For most people, one of the awards I did win — Blog That Is Clearly Paid to Endorse a Product or Service — would be as desirable as, say, Blog With the Most Spam Comments. For you slower readers, that means “not at all desirable.” Catch up! Jebus. But I’m pleased with the award in an entirely sincere way. A while ago, my handsome friend Barney, a retired journalist and a very earnest man, told me he read my blog often and enjoyed it but, he asked, “Didn’t you start it to promote your jewelry line?” I said that was indeed one of my motives. He said, “But you rarely mention [the jewelry].” (That’s an exact quote. He speaks with brackets.) I generally respond to constructive criticism positively, if by “positively” you mean “by beating a bitch’s ass.” But Barney’s comment really stuck with me and I started making more of an effort to get entertaining and educational posts about my jewelry into the blog. Lo and behold, I have discovered that promoting my business is a good thing for business. So, Barney, thank you. And, just so you don’t feel like the odd person out in this post … fuck you!

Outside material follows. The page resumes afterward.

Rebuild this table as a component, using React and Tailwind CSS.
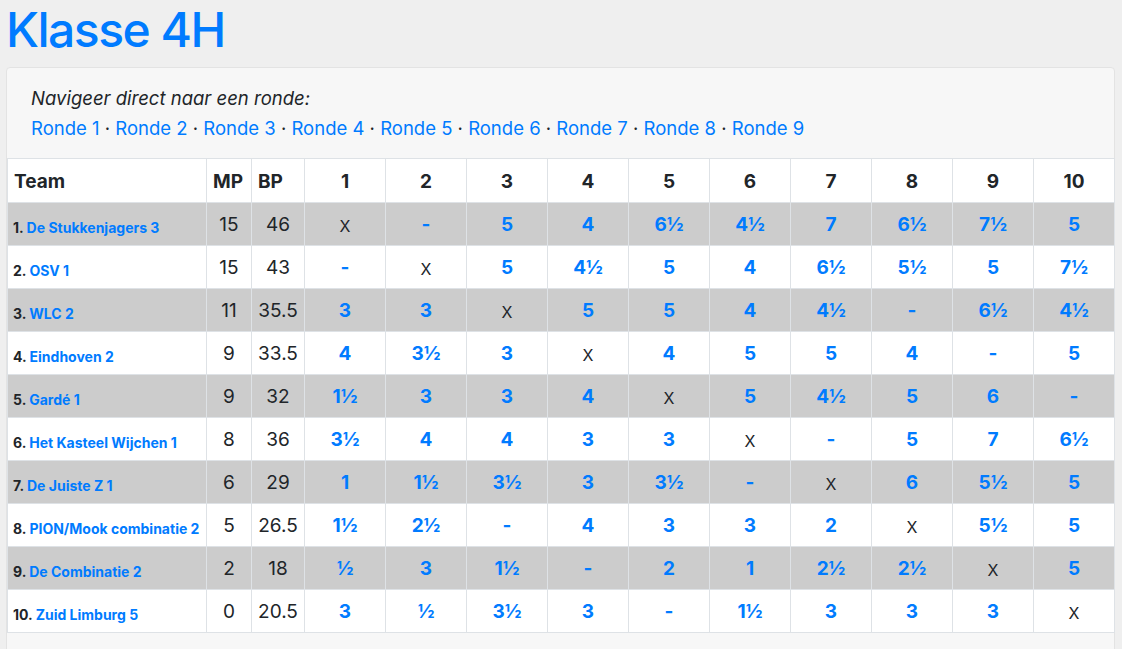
const ROUNDS = [1, 2, 3, 4, 5, 6, 7, 8, 9];

const TEAMS = [
  { name: "De Stukkenjagers 3", mp: "15", bp: "46", scores: ["X", "-", "5", "4", "6½", "4½", "7", "6½", "7½", "5"] },
  { name: "OSV 1", mp: "15", bp: "43", scores: ["-", "X", "5", "4½", "5", "4", "6½", "5½", "5", "7½"] },
  { name: "WLC 2", mp: "11", bp: "35.5", scores: ["3", "3", "X", "5", "5", "4", "4½", "-", "6½", "4½"] },
  { name: "Eindhoven 2", mp: "9", bp: "33.5", scores: ["4", "3½", "3", "X", "4", "5", "5", "4", "-", "5"] },
  { name: "Gardé 1", mp: "9", bp: "32", scores: ["1½", "3", "3", "4", "X", "5", "4½", "5", "6", "-"] },
  { name: "Het Kasteel Wijchen 1", mp: "8", bp: "36", scores: ["3½", "4", "4", "3", "3", "X", "-", "5", "7", "6½"] },
  { name: "De Juiste Z 1", mp: "6", bp: "29", scores: ["1", "1½", "3½", "3", "3½", "-", "X", "6", "5½", "5"] },
  { name: "PION/Mook combinatie 2", mp: "5", bp: "26.5", scores: ["1½", "2½", "-", "4", "3", "3", "2", "X", "5½", "5"] },
  { name: "De Combinatie 2", mp: "2", bp: "18", scores: ["½", "3", "1½", "-", "2", "1", "2½", "2½", "X", "5"] },
  { name: "Zuid Limburg 5", mp: "0", bp: "20.5", scores: ["3", "½", "3½", "3", "-", "1½", "3", "3", "3", "X"] },
];

function ScoreCell({ value }) {
  if (value === "X") {
    return <td className="border border-[#dee2e6] pt-[3px] text-center text-[16px] text-[#212529]">X</td>;
  }
  return (
    <td className="border border-[#dee2e6] pt-[3px] text-center">
      <a href="#" className="text-[19px] font-bold text-[#007bff]">{value}</a>
    </td>
  );
}

export default function App() {
  return (
    <div className="min-h-screen bg-[#efefef] pl-[6px] pr-[7px] font-['Inter',sans-serif] text-[#212529]">
      <h1 className="pt-[1px] text-[48px] font-medium leading-[58px] tracking-[-1.5px] text-[#007bff]">Klasse 4H</h1>
      <div className="mt-[8px] rounded-t-[4px] border border-[#e3e3e3] bg-[#f7f7f7] pb-[40px]">
        <div className="px-[24px] pt-[15px] pb-[15px] text-[18.5px] leading-[30px]">
          <p className="italic text-[#212529]">Navigeer direct naar een ronde:</p>
          <p>
            {ROUNDS.map((r, i) => (
              <span key={r}>
                {i > 0 && <span className="text-[#212529]"> · </span>}
                <a href="#" className="text-[#007bff]">Ronde {r}</a>
              </span>
            ))}
          </p>
        </div>
        <table className="w-[1107px] table-fixed border-collapse bg-white">
          <thead>
            <tr className="h-[44px] text-[19px] font-bold">
              <th className="w-[199px] border border-[#dee2e6] px-[6px] pt-[3px] text-left">Team</th>
              <th className="w-[45px] border border-[#dee2e6] px-[6px] pt-[3px] text-left">MP</th>
              <th className="w-[53px] border border-[#dee2e6] px-[6px] pt-[3px] text-left">BP</th>
              {[1, 2, 3, 4, 5, 6, 7, 8, 9, 10].map((n) => (
                <th key={n} className="w-[81px] border border-[#dee2e6] pt-[3px] text-center">{n}</th>
              ))}
            </tr>
          </thead>
          <tbody>
            {TEAMS.map((t, i) => (
              <tr key={t.name} className={`h-[43px] ${i % 2 === 0 ? "bg-[#cccccc]" : "bg-white"}`}>
                <td className="whitespace-nowrap border border-[#dee2e6] px-[5px] pt-[6px] text-[14px] font-bold">
                  {i + 1}. <a href="#" className="text-[#007bff]">{t.name}</a>
                </td>
                <td className="border border-[#dee2e6] pt-[3px] text-center text-[19px]">{t.mp}</td>
                <td className="border border-[#dee2e6] pt-[3px] text-center text-[19px]">{t.bp}</td>
                {t.scores.map((s, j) => (
                  <ScoreCell key={j} value={s} />
                ))}
              </tr>
            ))}
          </tbody>
        </table>
      </div>
    </div>
  );
}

I’m finally ready to get to the most important thing here, which means this story is about as well-organized as one I recently read in the New York Times. (An aside to my many, many dear friends at the Times: I kid because I love. The Times is still the first newspaper I read every morning. Yes, I read newspapers on paper. More than one every day. But seriously, why would you mention someone’s mental illness in the eighth paragraph of a story and not identify the illness as paranoid schizophrenia for another 100-plus paragraphs? Admittedly, it did keep me reading the story because I HAD TO KNOW.) What the fuck was I talking about? Oh yeah, I won the one serious-sounding Drysdale category: Blogger of the Year.
I am really delighted by this and thankful for all the people — bloggers and civilians — who play along with my endless campaigns (or beg-a-thons, as someone once bitchily said) for votes. I’m especially thankful to Grant Miller, who came in second in this category and somehow resisted the urge to rig it in his own favor. Clearly, blogging has brought a lot of great people into my life. You are all winners to me. Fuck yeah!